Sunday, January 13, 2008

Annals of Speed Dating


This article by Tanya Gold is from 2002, and it's great stuff [link via Chugs' Sunday Morning Links]. Gold "devised an experiment to find the definitive answer" to that one question that has been vexing womankind since FSM knows when: "what do men want?". Read her article for the full story ...

Update: I forgot to add this; an earlier post on speed dating is here.

6 Comments:

  1. Vivek Kumar said...

    The article is funny, in a dark way. But why is it "great stuff"?

    BTW.. Seinfeld already answered that question: Men want women.

  2. wanderlust said...

    in my opinion, the advertisement to view this article is quite out-of-place in this blog.
    The "research" that went behind writing the article was obviously flawed, the premises even more so, and the less said about the conclusions drawn, the better. It seems like a kangaroo court type of article, and am surprised it figured in The Guardian, and am even more surprised you call it "great stuff".

  3. Abi said...

    Vivek: I filed this post under "fun stuff" (in addition to "gender"). I certainly found it great, didn't you?
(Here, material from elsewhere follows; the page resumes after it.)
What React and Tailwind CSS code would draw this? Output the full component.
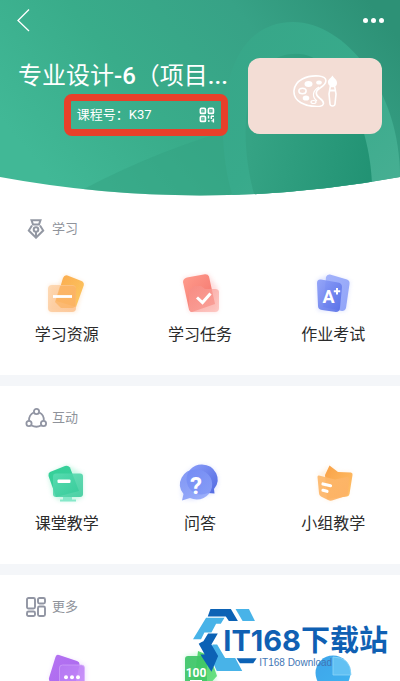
function HeaderBackground() {
  return (
    <svg
      className="absolute inset-0 h-full w-full"
      viewBox="0 0 400 198"
      preserveAspectRatio="none"
      aria-hidden="true"
    >
      <defs>
        <linearGradient id="base" x1="0" y1="0.6" x2="1" y2="0.2">
          <stop offset="0" stopColor="#41b896" />
          <stop offset="0.35" stopColor="#39ac8a" />
          <stop offset="0.7" stopColor="#37a286" />
          <stop offset="1" stopColor="#2d9176" />
        </linearGradient>
        <linearGradient id="arch" x1="0" y1="0" x2="1" y2="1">
          <stop offset="0" stopColor="#37a688" />
          <stop offset="0.5" stopColor="#38aa8b" />
          <stop offset="1" stopColor="#48af93" />
        </linearGradient>
        <linearGradient id="hole" x1="0" y1="0.8" x2="1" y2="1">
          <stop offset="0" stopColor="#35a384" />
          <stop offset="1" stopColor="#219273" />
        </linearGradient>
        <clipPath id="curve">
          <path d="M0 0H400V178Q300 196.500 200 196.500T0 178Z" />
        </clipPath>
      </defs>
      <g clipPath="url(#curve)">
        <rect width="400" height="198" fill="url(#base)" />
        <path d="M84 190Q160 150 240 128V198H84Z" fill="#33a281" opacity="0.5" />
        <path
          d="M233 198C214 140 216 22 293 22C345 22 400 90 400 178V198Z"
          fill="url(#arch)"
        />
        <path
          d="M255 198C240 150 236 54 296 54C340 54 374 130 372 198Z"
          fill="url(#hole)"
        />
      </g>
    </svg>
  )
}

function BackIcon() {
  return (
    <svg className="h-6 w-4" viewBox="0 0 16 24" fill="none" stroke="#fff" strokeWidth="1.300" aria-hidden="true">
      <path d="M13 1.500L2 12.500L13 23" />
    </svg>
  )
}

function QrIcon() {
  return (
    <svg className="h-4 w-4" viewBox="0 0 16 16" fill="none" stroke="#fff" strokeWidth="1.700" aria-hidden="true">
      <rect x="1.400" y="1.400" width="5" height="5" rx="1" />
      <rect x="9.400" y="1.400" width="5" height="5" rx="1" />
      <rect x="1.400" y="9.400" width="5" height="5" rx="1" />
      <path d="M3.400 3.900h1M11.400 3.900h1M3.400 11.900h1" strokeWidth="1" />
      <path d="M9.500 8.500v3M12 9.300h3M12.300 9v3M9 14h1.600M12.500 13.800h1M14.400 11.500v4" strokeWidth="1.400" />
    </svg>
  )
}

function PaletteIcon() {
  return (
    <svg className="h-8 w-11" viewBox="0 0 44 32" fill="none" stroke="#fff" strokeWidth="1.600" aria-hidden="true">
      <path d="M26 1C14 0 2 5 1 15.500C0 27 13 31.500 24 31.500C32 31.500 32 27 27 23.500C22 20 22 16 27 13C35 8 35 2 26 1Z" />
      <path d="M26 12C19 16 19 22 24 26" strokeWidth="1.200" />
      <ellipse cx="15.500" cy="9" rx="4" ry="3" fill="#fff" stroke="none" />
      <ellipse cx="26" cy="7.500" rx="2.800" ry="2" fill="#fff" stroke="none" />
      <ellipse cx="9.500" cy="16" rx="3.600" ry="2.700" />
      <ellipse cx="13" cy="23" rx="3.300" ry="2.600" fill="#fff" stroke="none" />
      <ellipse cx="20.500" cy="27" rx="2.500" ry="1.500" strokeWidth="1.200" />
      <path d="M39.500 0.500C37 4 34.500 4.500 35 8Q35.500 11 37.500 11.500H41.500Q44 11 44 8C44 4.500 41.500 4 39.500 0.500Z" fill="#fff" stroke="none" />
      <path d="M37.300 11.500L36 19L37 29Q37.300 31 39.500 31T42 29L43 19L41.700 11.500Z" />
      <path d="M36.500 15.500H42.500" strokeWidth="2" />
    </svg>
  )
}

function PenIcon() {
  return (
    <svg className="h-5 w-5" viewBox="0 0 20 20" fill="none" stroke="#9398a3" strokeWidth="2" aria-hidden="true">
      <path d="M5.500 1.200H14.500L13 5.500H7Z" />
      <path d="M6 6.500L2.800 11.500L10 18.700L17.200 11.500L14 6.500" />
      <circle cx="10" cy="10.500" r="2.300" />
      <path d="M10 13V18" />
    </svg>
  )
}

function ShareIcon() {
  return (
    <svg className="h-5 w-5 overflow-visible" viewBox="0 0 20 20" fill="none" stroke="#9195a3" strokeWidth="1.800" aria-hidden="true">
      <circle cx="10.500" cy="3.500" r="2.600" />
      <circle cx="3" cy="15.500" r="2.600" />
      <circle cx="17.500" cy="15.500" r="2.600" />
      <path d="M7.700 4.500C4.500 6 3 9 3 12.500M13.300 4.500C16.500 6 18 9 17.800 12.500M5.500 17.500Q10.500 20 15 17.500" />
    </svg>
  )
}

function GridIcon() {
  return (
    <svg className="h-5 w-5" viewBox="0 0 20 20" fill="none" stroke="#9195a3" strokeWidth="1.900" aria-hidden="true">
      <rect x="1" y="1" width="8" height="10.500" rx="1.500" />
      <rect x="12" y="1" width="7" height="5.500" rx="1.500" />
      <rect x="1" y="14.500" width="8" height="4.500" rx="1.500" />
      <rect x="12" y="9.500" width="7" height="9.500" rx="1.500" />
    </svg>
  )
}

// common frame of the coloured tile icons
function Tile({ children }) {
  return (
    <svg className="h-10 w-10 overflow-visible" viewBox="0 0 40 40" fill="none" aria-hidden="true">
      {children}
    </svg>
  )
}

function Gradient({ id, from, to }) {
  return (
    <linearGradient id={id} x1="0" y1="0" x2="1" y2="1">
      <stop offset="0" stopColor={from} />
      <stop offset="1" stopColor={to} />
    </linearGradient>
  )
}

// soft coloured halo behind the tiles
function Glow({ color, d }) {
  return <path d={d} fill={color} opacity="0.350" className="blur-[2px]" />
}

function ResourceIcon() {
  return (
    <Tile>
      <defs>
        <Gradient id="res1" from="#fba94e" to="#fccb62" />
        <Gradient id="res2" from="#fdcfa0" to="#fbb77d" />
      </defs>
      <Glow color="#fdba74" d="M2 11H12L18 1L37 9L29 38H2Z" />
      <path d="M20.500 1.500L34.500 7Q37.500 8.500 36.700 11.500L29 33L9 27L16 4Q17.500 0.500 20.500 1.500Z" fill="url(#res1)" />
      <rect x="1" y="11" width="28" height="27" rx="4" fill="url(#res2)" opacity="0.700" />
      <path d="M13 12L8 28L14 34H25Q28 34 28.500 31L29 14Q28 12 26 12Z" fill="#fbad55" opacity="0.600" />
      <path d="M6 22.500H25" stroke="#fff" strokeWidth="2.800" />
    </Tile>
  )
}

function TaskIcon() {
  return (
    <Tile>
      <defs>
        <Gradient id="task1" from="#ff9c8c" to="#f2716b" />
        <Gradient id="task2" from="#f68a82" to="#fdb9b2" />
      </defs>
      <Glow color="#fca5a5" d="M3 4L28 0L38 14V38H9Z" />
      <path d="M7 3.500L25 0.200Q28 0 29 2.500L35 30L12 38Q10 38 9 35.500L3 8Q3 4.500 7 3.500Z" fill="url(#task1)" />
      <path d="M14 12H21L25 15H35Q39 15 39 18V34Q39 38 35 38H13Q9 38 9 34V17Z" fill="url(#task2)" opacity="0.700" />
      <path d="M17 23.500L22.500 28.500L30.500 19.500" stroke="#fff" strokeWidth="3" />
    </Tile>
  )
}

function ExamIcon() {
  return (
    <Tile>
      <defs>
        <Gradient id="exam1" from="#a5b4fb" to="#8fa3f8" />
        <Gradient id="exam2" from="#8c9ef8" to="#526be5" />
      </defs>
      <Glow color="#a5b4fc" d="M4 6L15 1L37 7L33 37H5Z" />
      <path d="M17 0.500L34 5.500Q37 6.500 36.500 10L33 34Q32 37 29 37L10 33L13 3Q14 0 17 0.500Z" fill="url(#exam1)" />
      <path d="M8 5.500L25 8.500Q29 9 29 13L27 34Q26.500 38 23 38L9 36Q5 35.500 5 32L4 9Q4 5 8 5.500Z" fill="url(#exam2)" opacity="0.900" />
      <text x="9.500" y="29" fill="#fff" fontSize="18" fontWeight="700" fontFamily="Roboto, sans-serif">A</text>
      <path d="M24 14V20.500M20.800 17.200H27.200" stroke="#fff" strokeWidth="2" />
    </Tile>
  )
}

function ClassIcon() {
  return (
    <Tile>
      <defs>
        <Gradient id="cls1" from="#35d098" to="#3bcf9e" />
        <Gradient id="cls2" from="#5bddb3" to="#35c998" />
      </defs>
      <Glow color="#6ee7b7" d="M1 11L20 2L36 11V34L28 38H13L6 33Z" />
      <path d="M3 9L18 3Q21 2 23 4.500L32 28L9 34L1.500 13Q1 10 3 9Z" fill="url(#cls1)" />
      <rect x="6" y="10.500" width="30" height="23.500" rx="3" fill="url(#cls2)" opacity="0.850" />
      <path d="M16 34H25V36.500H29V38.500H13V36.500H16Z" fill="#86e8c9" />
      <rect x="10.500" y="16.500" width="13" height="3.500" rx="1" fill="#fff" />
    </Tile>
  )
}

function QuestionIcon() {
  return (
    <Tile>
      <defs>
        <Gradient id="qa1" from="#8da0fa" to="#5068e0" />
        <Gradient id="qa2" from="#6d86f2" to="#93a8fb" />
      </defs>
      <Glow color="#a5b4fc" d="M2 36L1 20Q8 2 24 2Q38 4 38 20L34 30L14 37Z" />
      <path d="M22 1.500A16 15 0 0 1 34 26L34.500 30.500L28 30A15 15 0 1 1 22 1.500Z" fill="url(#qa1)" />
      <path d="M16 6.500A15.500 15 0 1 1 10 35L2 37.500L3.500 31A15.500 15 0 0 1 16 6.500Z" fill="url(#qa2)" opacity="0.850" />
      <text x="10" y="31" fill="#fff" fontSize="24" fontWeight="700" fontFamily="Roboto, sans-serif">?</text>
    </Tile>
  )
}

function GroupIcon() {
  return (
    <Tile>
      <defs>
        <Gradient id="grp1" from="#f9a146" to="#ffc26b" />
        <Gradient id="grp2" from="#fdb96c" to="#fdb164" />
      </defs>
      <Glow color="#fed7aa" d="M5 12L17 3L25 9L39 10L35 32L17 38L6 32Z" />
      <path d="M16.500 2.500L25 9L38 9.500Q40 10 39.500 12L36.500 31Q36 33 34 33.500L14 36L12 12Z" fill="url(#grp1)" />
      <path d="M6 12.500L22 16.500L34 14Q36 14 36 16L35 30Q35 32 33 33L19 37.500Q17 38 15 37L8 33.500Q6 32.500 6 30L4.500 14Q4.500 12 6 12.500Z" fill="url(#grp2)" opacity="0.920" />
      <path d="M10 21L17.500 22.700M10 27.300L14 28.300" stroke="#fff" strokeWidth="3.200" strokeLinecap="round" />
    </Tile>
  )
}

function MessageIcon() {
  return (
    <Tile>
      <defs>
        <Gradient id="msg1" from="#b573f2" to="#a968ee" />
        <Gradient id="msg2" from="#b57af3" to="#c98cfb" />
      </defs>
      <Glow color="#d8b4fe" d="M2 27L9 3L32 10L39 14V40H12Z" />
      <path d="M12 3L30 9Q33 10 32.500 13L27 38L4 30Q1.500 29 2 26L8.500 5Q9.500 2 12 3Z" fill="url(#msg1)" />
      <rect x="12.500" y="13" width="25" height="27" rx="3" fill="url(#msg2)" stroke="#d4a9fb" strokeWidth="0.700" opacity="0.900" />
      <g fill="#fff">
        <circle cx="19" cy="25.300" r="2" />
        <circle cx="25" cy="25.300" r="2" />
        <circle cx="31" cy="25.300" r="2" />
      </g>
    </Tile>
  )
}

function ScoreIcon() {
  return (
    <Tile>
      <defs>
        <Gradient id="score1" from="#4fd56d" to="#6be184" />
        <Gradient id="score2" from="#3cc468" to="#43c966" />
      </defs>
      <Glow color="#86efac" d="M5 4L22 0L36 20V40H5Z" />
      <path d="M18 -1L30 4L37 24L28 34L14 30Z" fill="url(#score1)" />
      <rect x="5" y="4" width="22" height="36" rx="3" fill="url(#score2)" opacity="0.920" />
      <text x="16" y="25" fill="#fff" fontSize="12" fontWeight="700" textAnchor="middle" fontFamily="'Liberation Sans Narrow', Roboto, sans-serif">100</text>
      <rect x="10" y="28" width="12" height="3" fill="#fff" />
    </Tile>
  )
}

function ChartIcon() {
  return (
    <Tile>
      <defs>
        <Gradient id="chart1" from="#3fa5ea" to="#3fb3f0" />
      </defs>
      <circle cx="20" cy="21" r="17.500" fill="url(#chart1)" />
      <path d="M20 5Q38 5 38 23H20Z" fill="#62c1f3" stroke="#8ed5f8" strokeWidth="0.800" />
    </Tile>
  )
}

const sections = [
  {
    title: "学习",
    icon: <PenIcon />,
    items: [
      { label: "学习资源", icon: <ResourceIcon /> },
      { label: "学习任务", icon: <TaskIcon /> },
      { label: "作业考试", icon: <ExamIcon /> },
    ],
  },
  {
    title: "互动",
    icon: <ShareIcon />,
    items: [
      { label: "课堂教学", icon: <ClassIcon /> },
      { label: "问答", icon: <QuestionIcon /> },
      { label: "小组教学", icon: <GroupIcon /> },
    ],
  },
  {
    title: "更多",
    icon: <GridIcon />,
    items: [{ icon: <MessageIcon /> }, { icon: <ScoreIcon /> }, { icon: <ChartIcon /> }],
  },
]

function Section({ title, icon, items }) {
  return (
    <section className="border-b-[11px] border-[#f4f6f9] pt-5 pb-7">
      <h2 className="flex h-6 items-center gap-1.5 pl-[26px] text-[13px] text-[#8f939b]">
        {icon}
        {title}
      </h2>
      <div className="mt-[33px] grid grid-cols-3">
        {items.map((item, index) => (
          <a key={index} href="#" className="flex flex-col items-center gap-[9px] text-base leading-6 text-[#2b2b2b]">
            {item.icon}
            {item.label && <span>{item.label}</span>}
          </a>
        ))}
      </div>
    </section>
  )
}

function Watermark() {
  return (
    <div className="absolute right-3 bottom-2 flex items-end">
      <svg className="-mr-9 h-[66px] w-[67px]" viewBox="20 18 200 197" aria-hidden="true">
        {/* light blades */}
        <path d="M62 50H117L106 68H92L78 94H57L47 114H23Z" fill="#48b3e8" />
        <path d="M150 24H190L208 60H171Z" fill="#48b3e8" />
        <path d="M81 130H95L119 170H149L170 209H94L74 166Z" fill="#48b3e8" />
        {/* dark blades */}
        <path d="M75 24H136L157 60H130L121 46H67Z" fill="#0c62b5" />
        <path d="M68 97H97L78 130L98 164L78 211L45 160H58L40 128Q48 122 54 120Z" fill="#0c62b5" />
        <path d="M153 171H213L203 186H163Z" fill="#0c62b5" />
      </svg>
      <div className="relative flex flex-col pb-1 font-[Inter,'Noto_Sans_CJK_SC',sans-serif]">
        <span className="text-[29px] leading-8 font-bold text-[#0f60b3]">IT168下载站</span>
        <span className="pl-9 text-[10px] leading-3 text-[#3f76b5] font-['Liberation_Sans',sans-serif]">IT168 Download</span>
      </div>
    </div>
  )
}

function App() {
  return (
    <div className="relative h-screen overflow-hidden bg-white font-[Roboto,'Noto_Sans_CJK_SC',sans-serif]">
      <header className="relative h-[197px] text-white">
        <HeaderBackground />
        <div className="relative flex h-10 items-center justify-between px-4">
          <button aria-label="返回" className="flex items-center">
            <BackIcon />
          </button>
          <button aria-label="更多" className="flex gap-[3px]">
            <span className="h-[5px] w-[5px] rounded-full bg-white" />
            <span className="h-[5px] w-[5px] rounded-full bg-white" />
            <span className="h-[5px] w-[5px] rounded-full bg-white" />
          </button>
        </div>
        <div className="relative mt-[18px] flex items-start justify-between pr-[18px] pl-[18px]">
          <div className="flex flex-col items-end">
            <h1 className="text-2xl leading-9 font-normal whitespace-nowrap">
              专业设计<span className="font-medium">-6</span>（项目<span className="font-medium">...</span>
            </h1>
            <div className="flex h-[42px] w-[164px] items-center justify-between rounded-lg border-[7px] border-[#e8402a] px-1.5 text-[13px]">
              <span>课程号：K37</span>
              <QrIcon />
            </div>
          </div>
          <div className="flex h-[76px] w-[134px] justify-center rounded-xl bg-[#f3ddd5] pt-[17px]">
            <PaletteIcon />
          </div>
        </div>
      </header>
      <main>
        {sections.map((section) => (
          <Section key={section.title} {...section} />
        ))}
      </main>
      <Watermark />
    </div>
  )
}

export default App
    Wanderlust: I am worried after reading your comment that "this article is quite out-of-place in this blog." I hope my blog is entitled to some "fun stuff" once in a while, no?

  4. wanderlust said...

    abi,
    it doesn't have to do with being 'fun stuff'. it has to do with being 'badly researched, perverse, sexist stuff'.
    right on the surface, it's quite obvious that it doesn't deserve to be spoken of as glowingly as you do of it.
    she judges that all men prefer a florist to a lawyer merely by her flawed experiment - did she stop to consider that people at speed-dating evenings aren't necessarily the sort that find kafka interesting? Or that the people in soho bars are looking for an easy lay? and in either situation, no one is looking for anything serious that her "research" means anything at all?
    were both the lawyer and florist equally nice? or was one more fake-sounding than the other to the point of ceasing to appeal?
    there's simply too many factors that she failed to control or even keep account of in these situation to have an experiment from which reliable results can be drawn.
    while it might be a fun rant to read in the style of bridget jones, it's stupid to take it even the least bit seriously.

  5. Vivek Kumar said...

    Abi,

    You can file it under any categories you wish, I have nothing to say for/against the filing system.

    I just want to know *why* you called it "great stuff"? What was so great about it?

    Wanderlust,

    Hehe.. don't try to list the shortcomings of her "research"; in this case, shortcomings is all that it had!

  6. Abi said...

    Vivek: What I found in Gold's piece is an interesting way of conveying her blunt thesis. You may or may not agree with it [I don't. As Wanderlust said, her piece tells us more about the kinds of people who (used to) go to these speed dating events, than about 'man'kind as a whole]. But the surreal elements -- e.g., talking about Heidegger, cats called Roe and Wade -- are pretty funny. So is her description of men's reaction to the florist's cluelessness.

    Wanderlust: You said, "it's stupid to take it even the least bit seriously."

    I think it's best to leave it at that.